Points of Inflection Revisited
A point of inflection is a point on the graph of f(x) where the concavity changes. This usually occurs where f''(x) = 0 or is undefined. However, just like with the first derivative, we need to check the sign of f''(x) on either side of the potential point of inflection to confirm that the concavity actually changes.
Putting it All Together: A Comprehensive Analysis
To fully understand the behavior of a function f(x), we often use a combination of the first and second derivatives:
- Find the first derivative, f'(x). Determine intervals where f'(x) > 0 (increasing), f'(x) < 0 (decreasing), and f'(x) = 0 (critical points).
- Find the critical points. These are the potential local mins, local maxes, and points of inflection.
- Use the First Derivative Test to classify the critical points as local mins, local maxes, or neither.
- Find the second derivative, f''(x). Determine intervals where f''(x) > 0 (concave up), f''(x) < 0 (concave down), and f''(x) = 0 (potential points of inflection).

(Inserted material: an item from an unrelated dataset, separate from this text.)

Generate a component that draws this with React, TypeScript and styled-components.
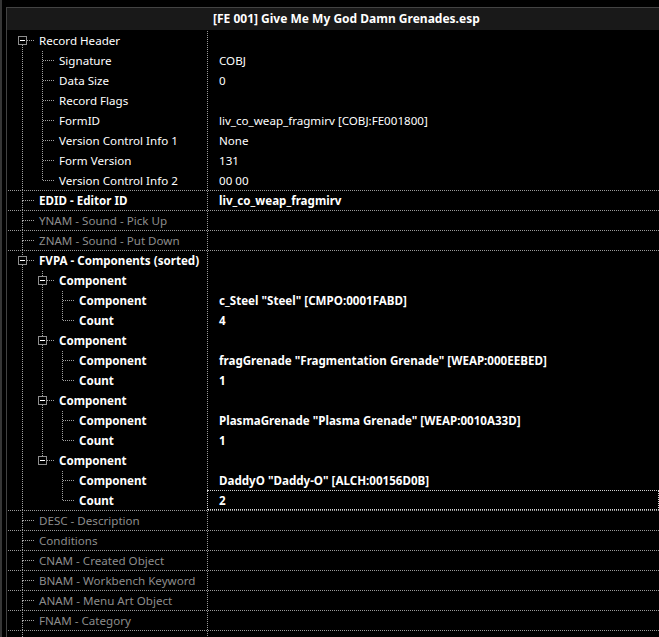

- Use the Second Derivative Test to confirm local extrema and identify points of inflection.
- Sketch the graph of f(x). Use all the information gathered to create a visual representation of the function's behavior. This step is invaluable for solidifying your understanding.

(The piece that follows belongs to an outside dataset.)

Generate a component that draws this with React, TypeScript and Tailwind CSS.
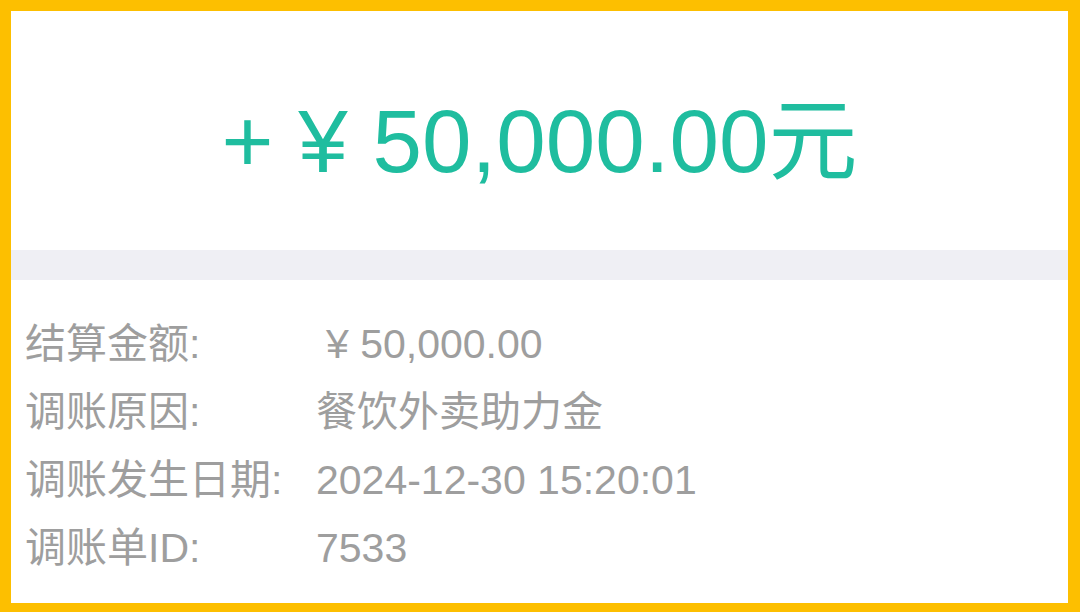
import React from 'react';

const rows = [
  { label: '结算金额:', value: '¥ 50,000.00', indent: true },
  { label: '调账原因:', value: '餐饮外卖助力金' },
  { label: '调账发生日期:', value: '2024-12-30 15:20:01' },
  { label: '调账单ID:', value: '7533' },
];

const App: React.FC = () => {
  return (
    <div
      className="w-[1080px] h-[612px] bg-[#fdbf00] pt-[11px] pl-[11px] pr-[12px] pb-[9px]"
      style={{ fontFamily: '"Liberation Sans", "Noto Sans CJK SC", sans-serif' }}
    >
      <div className="flex flex-col h-full bg-white">
        {/* 金额 */}
        <div className="flex justify-center h-[239px] pt-[86px]">
          <div className="text-[89px] leading-[89px] text-[#1fbd9f] whitespace-pre">+ ¥ 50,000.00元</div>
        </div>
        <div className="h-[30px] bg-[#efeff4]" />
        {/* 明细 */}
        <div className="flex flex-col pt-[31px] pl-[14px]">
          {rows.map((row) => (
            <div key={row.label} className="flex items-center h-[68px] text-[41px] text-[#9e9e9e]">
              <span className="w-[291px] shrink-0">{row.label}</span>
              <span className={row.indent ? 'ml-[10px] whitespace-pre' : 'whitespace-pre'}>{row.value}</span>
            </div>
          ))}
        </div>
      </div>
    </div>
  );
};

export default App;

By following these steps, you'll be well-equipped to analyze the behavior of differentiable functions and gain a deep appreciation for the power of calculus!
Wrapping Up: The Beauty of Calculus
We've covered a lot of ground in this exploration of differentiable functions. From understanding the fundamental relationship between f(x) and f'(x) to delving into concavity and the Second Derivative Test, we've seen how calculus provides a powerful lens for analyzing the behavior of functions.
The key takeaway is that the derivative is not just a formula; it's a story. It tells us how a function is changing, where it's increasing, where it's decreasing, and where it reaches its peaks and valleys. By mastering these concepts, you'll unlock a deeper understanding of the mathematical world around you. So, keep practicing, keep exploring, and keep enjoying the beauty of calculus!